Exercise instructions:
Go through the records and copy each line where the word "with" occurs.

Task input:
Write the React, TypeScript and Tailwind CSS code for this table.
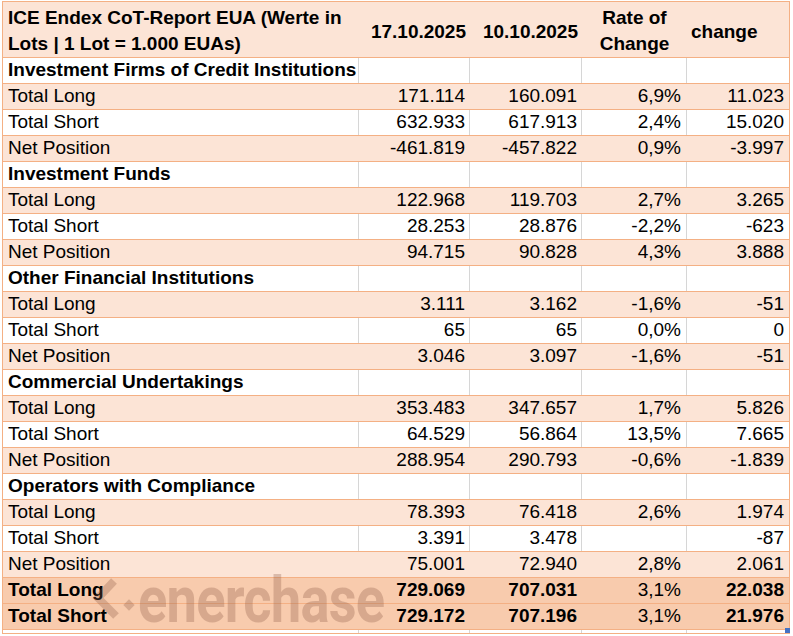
import React from "react";

type Row =
  | { kind: "section"; label: string }
  | { kind: "data"; label: string; a: string; b: string; rate: string; change: string; shade: boolean }
  | { kind: "total"; label: string; a: string; b: string; rate: string; change: string };

const sections: { title: string; rows: [string, string, string, string][] }[] = [
  {
    title: "Investment Firms of Credit Institutions",
    rows: [
      ["171.114", "160.091", "6,9%", "11.023"],
      ["632.933", "617.913", "2,4%", "15.020"],
      ["-461.819", "-457.822", "0,9%", "-3.997"],
    ],
  },
  {
    title: "Investment Funds",
    rows: [
      ["122.968", "119.703", "2,7%", "3.265"],
      ["28.253", "28.876", "-2,2%", "-623"],
      ["94.715", "90.828", "4,3%", "3.888"],
    ],
  },
  {
    title: "Other Financial Institutions",
    rows: [
      ["3.111", "3.162", "-1,6%", "-51"],
      ["65", "65", "0,0%", "0"],
      ["3.046", "3.097", "-1,6%", "-51"],
    ],
  },
  {
    title: "Commercial Undertakings",
    rows: [
      ["353.483", "347.657", "1,7%", "5.826"],
      ["64.529", "56.864", "13,5%", "7.665"],
      ["288.954", "290.793", "-0,6%", "-1.839"],
    ],
  },
  {
    title: "Operators with Compliance",
    rows: [
      ["78.393", "76.418", "2,6%", "1.974"],
      ["3.391", "3.478", "", "-87"],
      ["75.001", "72.940", "2,8%", "2.061"],
    ],
  },
];

const labels = ["Total Long", "Total Short", "Net Position"];

const rows: Row[] = [];
sections.forEach((s) => {
  rows.push({ kind: "section", label: s.title });
  s.rows.forEach((r, i) =>
    rows.push({ kind: "data", label: labels[i], a: r[0], b: r[1], rate: r[2], change: r[3], shade: i !== 1 })
  );
});
rows.push({ kind: "total", label: "Total Long", a: "729.069", b: "707.031", rate: "3,1%", change: "22.038" });
rows.push({ kind: "total", label: "Total Short", a: "729.172", b: "707.196", rate: "3,1%", change: "21.976" });

function Cells({ row }: { row: Row }) {
  const white = row.kind === "section" || (row.kind === "data" && !row.shade);
  const div = white ? "border-[#d6d6d6]" : "border-transparent";
  if (row.kind === "section") {
    return (
      <>
        <div className={`w-[356px] border-r ${div} pl-[5px] font-bold flex items-center whitespace-nowrap`}>{row.label}</div>
        <div className={`w-[111px] border-r ${div}`} />
        <div className={`w-[112px] border-r ${div}`} />
        <div className={`w-[105px] border-r ${div}`} />
        <div className="w-[102px]" />
      </>
    );
  }
  const bold = row.kind === "total" ? "font-bold" : "";
  return (
    <>
      <div className={`w-[356px] border-r ${div} pl-[5px] flex items-center ${bold}`}>{row.label}</div>
      <div className={`w-[111px] border-r ${div} pr-[4px] flex items-center justify-end ${bold}`}>{row.a}</div>
      <div className={`w-[112px] border-r ${div} pr-[4px] flex items-center justify-end ${bold}`}>{row.b}</div>
      <div className={`w-[105px] border-r ${div} pr-[5px] flex items-center justify-end`}>{row.rate}</div>
      <div className={`w-[102px] pr-[5px] flex items-center justify-end ${bold}`}>{row.change}</div>
    </>
  );
}

// semi-transparent "enerchase" logo lying over the totals
function Watermark() {
  return (
    <>
      <svg
        width="46"
        height="48"
        viewBox="0 0 46 48"
        className="pointer-events-none absolute left-[90px] top-[576px] text-[#8a5a44]/30"
      >
        <polyline
          points="24,5 8,22 26,40"
          fill="none"
          stroke="currentColor"
          strokeWidth="8"
          strokeLinejoin="miter"
        />
        <rect x="35" y="25" width="8" height="8" transform="rotate(45 39 29)" fill="currentColor" />
      </svg>
      <div
        className="pointer-events-none absolute left-[138px] top-[569px] origin-left scale-x-[0.85] text-[64px] font-bold leading-[64px] tracking-[-1px] text-[#8a5a44]/30"
        style={{ fontFamily: "Roboto, 'Liberation Sans', sans-serif" }}
      >
        enerchase
      </div>
    </>
  );
}

export default function App() {
  return (
    <div className="relative h-[636px] w-[793px] overflow-hidden bg-white text-black" style={{ fontFamily: "'Liberation Sans', Arial, sans-serif" }}>
      <div className="absolute left-[2px] top-[1px] w-[788px] border border-[#f4b084] text-[19px]">
        {/* header */}
        <div className="flex h-[56px] border-b border-[#f4b084] bg-[#fce4d6] font-bold leading-[26px]">
          <div className="w-[356px] pl-[5px] pt-[3px] flex items-center">
            <span>
              ICE Endex CoT-Report EUA (Werte in
              <br />
              Lots | 1 Lot = 1.000 EUAs)
            </span>
          </div>
          <div className="w-[111px] pr-[4px] pt-[5px] flex items-center justify-end">17.10.2025</div>
          <div className="w-[112px] pr-[4px] pt-[5px] flex items-center justify-end">10.10.2025</div>
          <div className="w-[105px] pt-[3px] flex items-center justify-center text-center">
            <span>
              Rate of
              <br />
              Change
            </span>
          </div>
          <div className="w-[102px] pl-[4px] pt-[5px] flex items-center">change</div>
        </div>
        {rows.map((row, i) => {
          const bg =
            row.kind === "total"
              ? "bg-[#f8cbad]"
              : row.kind === "data" && row.shade
              ? "bg-[#fce4d6]"
              : "bg-white";
          return (
            <div key={i} className={`flex h-[26px] border-b border-[#f4b084] ${bg}`}>
              <Cells row={row} />
            </div>
          );
        })}
        {/* trailing strip */}
        <div className="flex h-[3px] bg-white">
          <div className="w-[356px] border-r border-[#d6d6d6]" />
          <div className="w-[111px] border-r border-[#d6d6d6]" />
          <div className="w-[112px] border-r border-[#d6d6d6]" />
          <div className="w-[105px] border-r border-[#d6d6d6]" />
          <div className="w-[102px]" />
        </div>
      </div>
      <Watermark />
      <div className="absolute left-[785px] top-[628px] h-[5px] w-[5px] bg-[#4472c4]" />
    </div>
  );
}
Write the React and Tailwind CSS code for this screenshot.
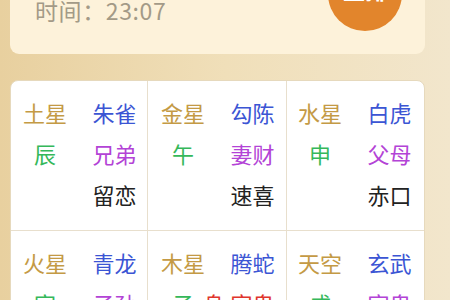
import React from 'react';

const C = {
  gold: 'text-[#c49a45]',
  blue: 'text-[#3b55d4]',
  green: 'text-[#35b85a]',
  purple: 'text-[#b343d6]',
  black: 'text-[#222222]',
  red: 'text-[#e0352c]',
};

// 九宫格数据：左列(星/地支)，右列(六神/六亲/小六壬)
const cells = [
  { a: ['土星', C.gold], b: ['朱雀', C.blue], c: ['辰', C.green], d: ['兄弟', C.purple], e: '留恋' },
  { a: ['金星', C.gold], b: ['勾陈', C.blue], c: ['午', C.green], d: ['妻财', C.purple], e: '速喜' },
  { a: ['水星', C.gold], b: ['白虎', C.blue], c: ['申', C.green], d: ['父母', C.purple], e: '赤口' },
  { a: ['火星', C.gold], b: ['青龙', C.blue], c: ['寅', C.green], d: ['子孙', C.purple], e: '' },
  { a: ['木星', C.gold], b: ['腾蛇', C.blue], c: ['子', C.green], d: ['官鬼', C.red], e: '', shen: true },
  { a: ['天空', C.gold], b: ['玄武', C.blue], c: ['戌', C.green], d: ['官鬼', C.purple], e: '' },
];

function Cell({ cell, i }) {
  const pl = i % 3 === 1 ? 'pl-[13px]' : i % 3 === 2 ? 'pl-[11px]' : 'pl-[12px]';
  const borders = [
    i % 3 !== 2 ? 'border-r border-[#e8dfcd]' : '',
    i < 3 ? 'border-b border-[#e8dfcd]' : '',
  ].join(' ');
  return (
    <div className={`h-[150px] pt-[10px] ${pl} ${borders}`}>
      <div className="flex h-[41px] items-center">
        <div className={`w-[44px] text-center ${cell.a[1]}`}>{cell.a[0]}</div>
        <div className={`ml-[25px] w-[45px] text-center ${cell.b[1]}`}>{cell.b[0]}</div>
      </div>
      <div className="flex h-[41px] items-center">
        <div className={`w-[44px] text-center ${cell.c[1]}`}>{cell.c[0]}</div>
        <div className={`relative ml-[25px] w-[45px] text-center ${cell.d[1]}`}>
          {cell.shen && <span className={`absolute right-full mr-[5px] ${C.red}`}>身</span>}
          {cell.d[0]}
        </div>
      </div>
      <div className="flex h-[41px] items-center">
        <div className="w-[44px]" />
        <div className={`ml-[25px] w-[45px] text-center ${C.black}`}>{cell.e}</div>
      </div>
    </div>
  );
}

export default function App() {
  return (
    <div
      className="relative h-[300px] w-[450px] overflow-hidden bg-gradient-to-r from-[#e8d09f] via-[#f0dfb9] to-[#f2e6cc]"
      style={{ fontFamily: '"Noto Sans CJK SC", "Noto Sans", sans-serif' }}
    >
      {/* 顶部信息卡 */}
      <div className="relative mx-[10px] -mt-[36px] flex h-[90px] w-[415px] items-end rounded-[9px] bg-[#fdf2da] pb-[32px] pl-[25px]">
        <span className="text-[23px] leading-none tracking-[0.6px] text-[#a39a87]">时间：23:07</span>
        <div className="absolute left-[318px] top-[-7px] flex h-[74px] w-[74px] items-center justify-center rounded-full bg-[#e2852c] pb-[9px] text-[22px] font-bold text-white">
          重排
        </div>
      </div>

      {/* 九宫格 */}
      <div className="mx-[10px] mt-[26px] w-[415px] overflow-hidden rounded-t-[8px] border border-[#e6d9bd] bg-white text-[22px] leading-none">
        <div className="grid grid-cols-[137px_139px_137px]">
          {cells.map((cell, i) => (
            <Cell key={i} cell={cell} i={i} />
          ))}
        </div>
      </div>
    </div>
  );
}
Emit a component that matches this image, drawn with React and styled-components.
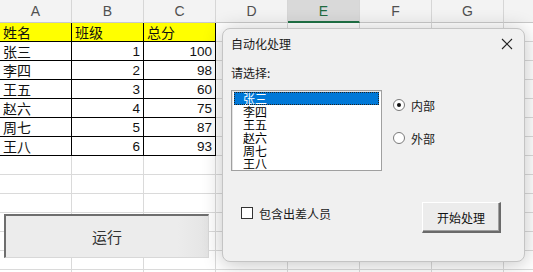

Solution to the exercise:
    title: "Operators with Compliance",
Emit a component that matches this image, drawn with React and styled-components.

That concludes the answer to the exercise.